U.S. to scrutinize any health insurers’ mergers for antitrust concerns
The head of the U.S. Justice Department’s Antitrust Division warned health insurers May 24 that deals that expand the market share of a dominant plan will be heavily scrutinized, if not killed.
If the department finds concerns about competition or undue market concentration, “we will not hesitate to block the merger or to require the settlement concessions necessary to protect consumers,” said Christine Varney, an assistant attorney general.
Such scrutiny is necessary to protect the integrity of health exchanges, where small businesses and individuals will be able to compare prices and obtain insurance, starting in 2014. Therefore, policing health insurers’ possible deals to preserve consumer choice in the health insurance market is a new priority for her department since the passage of federal health care reform in March.
“Like many reforms driven by the power of competition to create consumer welfare, the success of these legislative and regulatory efforts will depend as much upon healthy competitive markets free from undue concentration and anticompetitive behavior as it will upon regulatory change,” Varney said during a speech to a trade conference on antitrust and health care, sponsored by the American Bar Association and the American Health Lawyers Association.
“In short, enactment of the Affordable Care Act makes effective antitrust policy more important than ever,” she said.
Michigan merger nixed
Varney said an example of her office’s approach can be found in the failed merger attempt in March of Blue Cross Blue Shield of Michigan and Physicians Health Plan of Mid-Michigan, where her office intervened, fearing a “substantial lessening of competition in the Lansing market for commercial group health insurance and in the market for the purchase of physician services.” The Blues had a 70% market share, while Physicians about a 20% share, Varney said.
Antitrust division staff has found “over the last 10 years in numerous investigations across the country” that many providers provide the best discounts only to insurers with “significant market shares,” Varney said.
“Thus, new entrants cannot negotiate for competitive provider discounts because they have few enrollees and they cannot win new enrollees because they do not have competitive discounts,” she said.

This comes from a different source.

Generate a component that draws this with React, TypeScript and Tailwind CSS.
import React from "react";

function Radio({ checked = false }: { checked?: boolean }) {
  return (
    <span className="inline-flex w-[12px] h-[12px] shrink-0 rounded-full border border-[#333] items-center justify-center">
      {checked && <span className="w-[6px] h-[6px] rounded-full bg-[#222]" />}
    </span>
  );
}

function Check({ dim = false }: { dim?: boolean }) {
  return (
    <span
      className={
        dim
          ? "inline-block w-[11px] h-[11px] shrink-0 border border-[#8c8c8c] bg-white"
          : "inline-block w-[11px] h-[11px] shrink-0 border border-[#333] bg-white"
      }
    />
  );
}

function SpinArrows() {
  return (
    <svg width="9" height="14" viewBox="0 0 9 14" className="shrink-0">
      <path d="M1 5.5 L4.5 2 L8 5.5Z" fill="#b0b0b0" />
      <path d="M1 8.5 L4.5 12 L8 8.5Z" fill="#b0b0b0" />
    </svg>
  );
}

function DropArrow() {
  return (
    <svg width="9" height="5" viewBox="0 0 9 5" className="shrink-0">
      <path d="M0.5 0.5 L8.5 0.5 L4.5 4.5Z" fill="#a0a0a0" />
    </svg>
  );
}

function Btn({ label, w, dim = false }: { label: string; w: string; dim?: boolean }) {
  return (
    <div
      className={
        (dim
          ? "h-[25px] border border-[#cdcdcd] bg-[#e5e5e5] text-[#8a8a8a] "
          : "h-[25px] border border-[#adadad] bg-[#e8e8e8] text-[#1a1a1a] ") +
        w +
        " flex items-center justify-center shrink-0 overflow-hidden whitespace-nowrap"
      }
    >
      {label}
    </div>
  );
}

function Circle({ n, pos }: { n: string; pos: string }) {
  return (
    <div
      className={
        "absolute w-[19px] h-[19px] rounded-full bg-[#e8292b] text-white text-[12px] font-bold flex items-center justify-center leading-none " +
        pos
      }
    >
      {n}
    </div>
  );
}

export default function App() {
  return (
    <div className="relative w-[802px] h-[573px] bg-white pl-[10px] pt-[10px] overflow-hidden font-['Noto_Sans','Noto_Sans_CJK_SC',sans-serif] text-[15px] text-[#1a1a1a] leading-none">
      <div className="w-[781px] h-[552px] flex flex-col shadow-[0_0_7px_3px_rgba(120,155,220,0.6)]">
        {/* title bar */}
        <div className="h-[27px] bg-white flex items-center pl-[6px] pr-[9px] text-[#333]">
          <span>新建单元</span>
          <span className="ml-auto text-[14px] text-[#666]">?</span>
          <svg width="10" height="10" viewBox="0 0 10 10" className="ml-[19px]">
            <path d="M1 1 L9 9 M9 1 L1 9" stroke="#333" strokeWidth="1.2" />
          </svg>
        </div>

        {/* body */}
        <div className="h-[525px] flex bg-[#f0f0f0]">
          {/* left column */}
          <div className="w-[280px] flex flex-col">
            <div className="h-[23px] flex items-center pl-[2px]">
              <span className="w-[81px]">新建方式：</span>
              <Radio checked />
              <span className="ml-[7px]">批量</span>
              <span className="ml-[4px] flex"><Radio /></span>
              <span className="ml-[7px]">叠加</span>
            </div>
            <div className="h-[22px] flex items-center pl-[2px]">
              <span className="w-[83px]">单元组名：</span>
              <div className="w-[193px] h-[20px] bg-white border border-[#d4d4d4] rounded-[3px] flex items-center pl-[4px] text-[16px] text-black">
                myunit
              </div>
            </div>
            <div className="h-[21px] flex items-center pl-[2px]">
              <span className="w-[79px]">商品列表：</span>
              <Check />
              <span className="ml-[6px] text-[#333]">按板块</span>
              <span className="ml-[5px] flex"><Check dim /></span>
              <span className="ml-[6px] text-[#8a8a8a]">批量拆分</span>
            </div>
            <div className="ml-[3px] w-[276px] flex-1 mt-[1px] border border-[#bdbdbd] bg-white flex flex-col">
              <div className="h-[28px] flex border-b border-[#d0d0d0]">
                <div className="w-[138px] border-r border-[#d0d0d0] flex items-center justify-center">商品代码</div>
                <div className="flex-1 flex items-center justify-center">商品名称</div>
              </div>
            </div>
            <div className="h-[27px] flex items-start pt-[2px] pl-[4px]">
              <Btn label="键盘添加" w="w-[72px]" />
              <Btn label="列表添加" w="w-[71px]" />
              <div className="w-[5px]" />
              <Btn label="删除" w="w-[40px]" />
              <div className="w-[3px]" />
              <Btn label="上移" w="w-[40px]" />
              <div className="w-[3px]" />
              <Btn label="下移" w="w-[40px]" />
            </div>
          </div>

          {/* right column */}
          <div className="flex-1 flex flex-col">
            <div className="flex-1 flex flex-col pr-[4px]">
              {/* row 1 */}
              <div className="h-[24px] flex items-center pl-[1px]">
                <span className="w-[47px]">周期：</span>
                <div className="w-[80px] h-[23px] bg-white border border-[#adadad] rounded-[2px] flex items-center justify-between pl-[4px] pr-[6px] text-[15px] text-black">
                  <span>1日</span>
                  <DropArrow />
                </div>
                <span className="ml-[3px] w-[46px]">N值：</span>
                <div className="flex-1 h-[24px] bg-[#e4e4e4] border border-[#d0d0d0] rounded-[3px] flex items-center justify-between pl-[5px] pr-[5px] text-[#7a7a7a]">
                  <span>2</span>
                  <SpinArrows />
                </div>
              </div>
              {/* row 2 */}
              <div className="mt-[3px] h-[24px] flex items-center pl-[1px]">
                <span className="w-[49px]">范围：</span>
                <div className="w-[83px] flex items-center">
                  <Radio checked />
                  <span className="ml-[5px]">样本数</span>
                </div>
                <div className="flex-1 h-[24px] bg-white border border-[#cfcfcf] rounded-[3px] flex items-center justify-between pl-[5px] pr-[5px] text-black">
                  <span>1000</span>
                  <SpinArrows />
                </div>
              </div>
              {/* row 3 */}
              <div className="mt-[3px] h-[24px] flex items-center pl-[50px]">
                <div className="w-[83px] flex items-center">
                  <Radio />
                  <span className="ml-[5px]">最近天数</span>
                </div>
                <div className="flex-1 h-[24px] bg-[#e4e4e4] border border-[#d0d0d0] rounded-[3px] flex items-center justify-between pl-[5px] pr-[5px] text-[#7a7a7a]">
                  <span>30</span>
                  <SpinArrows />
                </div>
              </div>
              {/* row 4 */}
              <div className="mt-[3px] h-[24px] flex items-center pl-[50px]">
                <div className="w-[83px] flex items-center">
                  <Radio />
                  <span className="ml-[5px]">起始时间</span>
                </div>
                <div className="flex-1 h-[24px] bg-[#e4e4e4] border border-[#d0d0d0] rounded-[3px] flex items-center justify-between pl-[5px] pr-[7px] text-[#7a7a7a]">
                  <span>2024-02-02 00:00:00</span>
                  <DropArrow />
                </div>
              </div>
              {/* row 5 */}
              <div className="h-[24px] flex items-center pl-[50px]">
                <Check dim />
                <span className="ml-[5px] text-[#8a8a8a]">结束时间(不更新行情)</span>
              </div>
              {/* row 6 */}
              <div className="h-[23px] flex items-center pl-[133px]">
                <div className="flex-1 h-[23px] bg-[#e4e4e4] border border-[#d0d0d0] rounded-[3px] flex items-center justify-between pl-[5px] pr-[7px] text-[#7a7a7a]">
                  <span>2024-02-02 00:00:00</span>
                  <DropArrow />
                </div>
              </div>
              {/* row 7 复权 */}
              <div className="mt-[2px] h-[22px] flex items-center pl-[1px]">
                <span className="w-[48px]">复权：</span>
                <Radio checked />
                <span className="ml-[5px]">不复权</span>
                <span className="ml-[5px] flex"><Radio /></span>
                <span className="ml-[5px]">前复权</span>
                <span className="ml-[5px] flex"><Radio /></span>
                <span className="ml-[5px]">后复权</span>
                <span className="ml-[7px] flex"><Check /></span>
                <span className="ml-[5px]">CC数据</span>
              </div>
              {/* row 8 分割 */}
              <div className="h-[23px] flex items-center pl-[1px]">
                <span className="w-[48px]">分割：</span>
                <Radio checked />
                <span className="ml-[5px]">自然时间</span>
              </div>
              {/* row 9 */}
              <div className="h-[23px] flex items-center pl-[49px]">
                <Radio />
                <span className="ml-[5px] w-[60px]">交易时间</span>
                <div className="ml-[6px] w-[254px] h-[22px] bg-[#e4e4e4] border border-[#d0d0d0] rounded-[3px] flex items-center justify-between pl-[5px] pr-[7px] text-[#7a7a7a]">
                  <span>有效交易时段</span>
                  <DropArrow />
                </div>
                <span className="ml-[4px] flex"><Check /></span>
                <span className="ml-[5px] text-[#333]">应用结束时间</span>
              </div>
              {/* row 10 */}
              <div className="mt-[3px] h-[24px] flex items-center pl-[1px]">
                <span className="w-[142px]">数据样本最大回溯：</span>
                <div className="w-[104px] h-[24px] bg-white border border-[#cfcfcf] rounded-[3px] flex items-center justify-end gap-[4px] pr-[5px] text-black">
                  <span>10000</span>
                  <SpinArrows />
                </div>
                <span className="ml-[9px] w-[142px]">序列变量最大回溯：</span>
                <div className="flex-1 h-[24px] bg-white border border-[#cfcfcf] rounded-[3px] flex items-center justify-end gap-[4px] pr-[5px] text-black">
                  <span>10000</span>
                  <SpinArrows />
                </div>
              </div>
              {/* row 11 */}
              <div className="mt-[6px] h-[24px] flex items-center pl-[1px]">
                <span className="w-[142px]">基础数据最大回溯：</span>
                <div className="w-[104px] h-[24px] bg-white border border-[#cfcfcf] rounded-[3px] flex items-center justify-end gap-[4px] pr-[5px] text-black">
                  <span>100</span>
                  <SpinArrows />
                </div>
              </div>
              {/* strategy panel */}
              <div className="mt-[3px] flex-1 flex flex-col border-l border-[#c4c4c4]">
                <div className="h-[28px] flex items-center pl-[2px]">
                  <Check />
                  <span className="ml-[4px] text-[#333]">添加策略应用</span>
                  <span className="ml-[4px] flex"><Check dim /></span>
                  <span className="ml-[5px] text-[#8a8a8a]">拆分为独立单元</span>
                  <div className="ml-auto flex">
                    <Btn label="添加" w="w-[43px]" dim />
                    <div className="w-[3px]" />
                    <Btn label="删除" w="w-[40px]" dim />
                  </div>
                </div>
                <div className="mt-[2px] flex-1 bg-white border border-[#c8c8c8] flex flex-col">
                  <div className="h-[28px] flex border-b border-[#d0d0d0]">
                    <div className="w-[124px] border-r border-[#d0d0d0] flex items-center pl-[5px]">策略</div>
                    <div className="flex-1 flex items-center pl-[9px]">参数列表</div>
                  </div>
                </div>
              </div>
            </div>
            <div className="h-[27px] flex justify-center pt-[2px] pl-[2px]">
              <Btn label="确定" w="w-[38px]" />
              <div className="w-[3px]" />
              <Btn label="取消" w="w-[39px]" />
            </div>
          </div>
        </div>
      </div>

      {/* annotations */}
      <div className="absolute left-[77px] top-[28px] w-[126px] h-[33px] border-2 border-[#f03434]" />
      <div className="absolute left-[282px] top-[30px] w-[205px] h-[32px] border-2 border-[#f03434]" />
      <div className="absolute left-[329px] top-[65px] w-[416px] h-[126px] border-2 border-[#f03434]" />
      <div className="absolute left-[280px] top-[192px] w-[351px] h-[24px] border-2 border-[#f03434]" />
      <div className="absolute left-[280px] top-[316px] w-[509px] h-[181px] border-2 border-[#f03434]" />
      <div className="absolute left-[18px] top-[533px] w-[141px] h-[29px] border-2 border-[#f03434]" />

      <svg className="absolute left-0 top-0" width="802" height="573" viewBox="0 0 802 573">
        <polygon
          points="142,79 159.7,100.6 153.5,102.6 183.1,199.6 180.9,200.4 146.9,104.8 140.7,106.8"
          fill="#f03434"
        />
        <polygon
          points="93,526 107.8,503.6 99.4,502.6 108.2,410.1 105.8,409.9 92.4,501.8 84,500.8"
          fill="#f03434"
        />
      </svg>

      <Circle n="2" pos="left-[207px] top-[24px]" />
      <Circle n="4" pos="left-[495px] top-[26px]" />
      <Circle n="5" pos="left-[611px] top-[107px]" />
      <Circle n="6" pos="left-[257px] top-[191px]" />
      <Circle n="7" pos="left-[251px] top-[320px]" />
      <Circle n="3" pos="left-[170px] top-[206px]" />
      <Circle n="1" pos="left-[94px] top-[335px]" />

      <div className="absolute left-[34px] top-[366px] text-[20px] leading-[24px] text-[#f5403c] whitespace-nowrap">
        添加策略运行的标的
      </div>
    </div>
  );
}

As a result, expansion into new geographic regions or for small insurers is “difficult,” she added.
An internal antitrust division study into health insurance markets, involving interviews with insurance brokers, economists, regulators and health plans, affirmed that scale is the biggest obstacle to insurers’ entry or expansion in the small- or mid-sized employer market, Varney said.
Competitive landscapes
That study also determined that it is easier for insurers to enter less concentrated markets, where competition is between several large but relatively equal-sized insurers, than entering a market where one or two dominant plans reign, she said. Also, the study indicated that new entrants or niche market players are more likely to obtain provider discounts similar to their competitors in less concentrated markets than those market dominated by one or two big insurers.
“The infrequent entry of new choices makes it even more important to preserve the choices already available,” Varney said.

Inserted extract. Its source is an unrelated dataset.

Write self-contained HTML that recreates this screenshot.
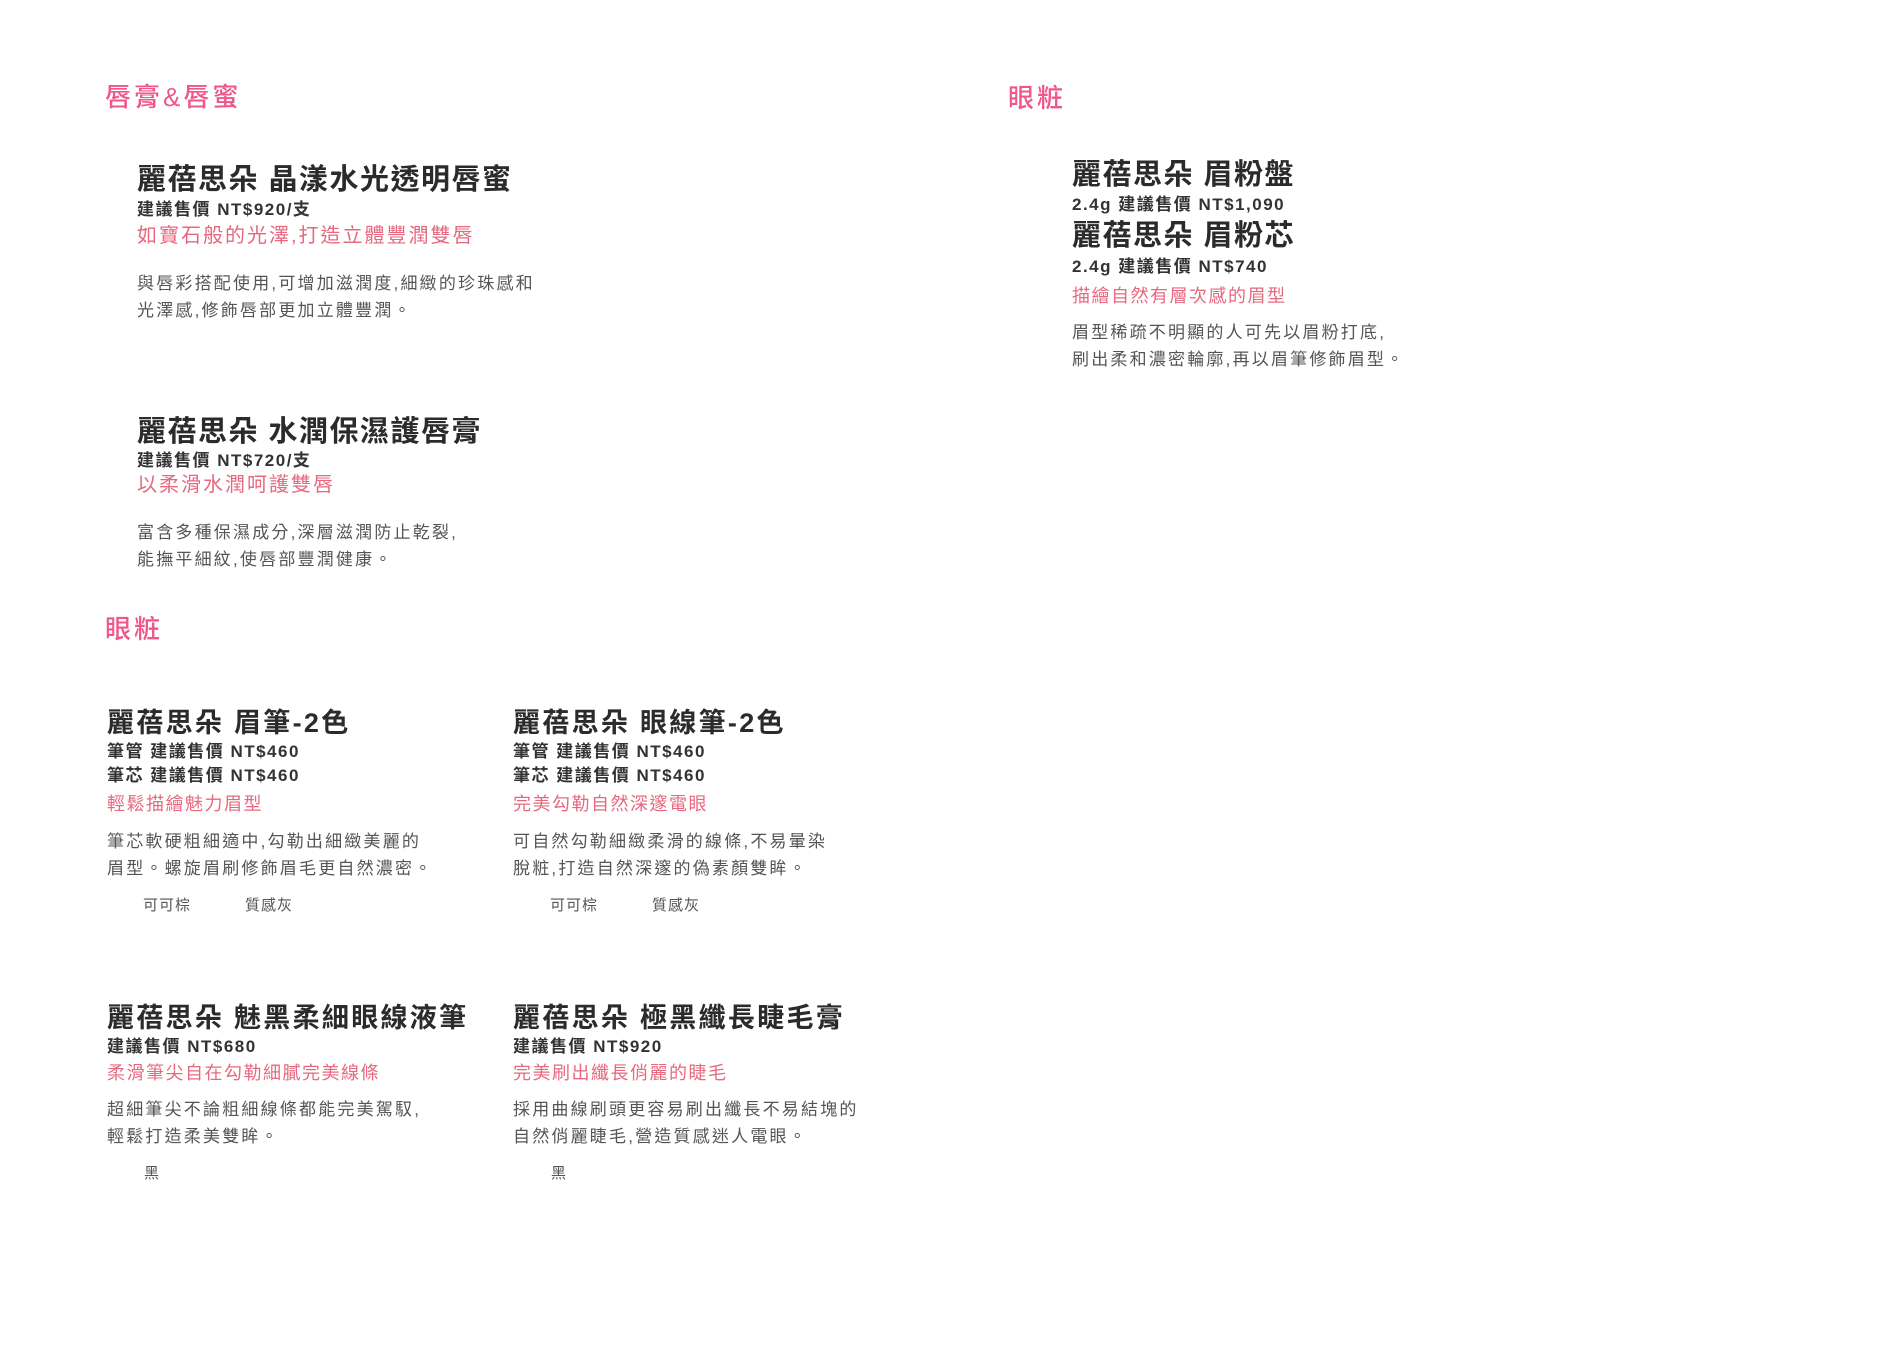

The American Medical Association reported in February that the two largest health insurers had a market share of 70% or more in 24 of the 43 states it investigated for health insurance market penetration. In 2009, just 18 of 42 states had two insurers with a combined market share of 70 percent or more, the AMA reported, noting “a near total collapse of competitive and dynamic health insurance markets.”
Varney described “the ultimate goal of health care reform,” saying it is “to harness the power of competition, together with regulation, to expand coverage, improve quality and control the cost of health care for all Americans.”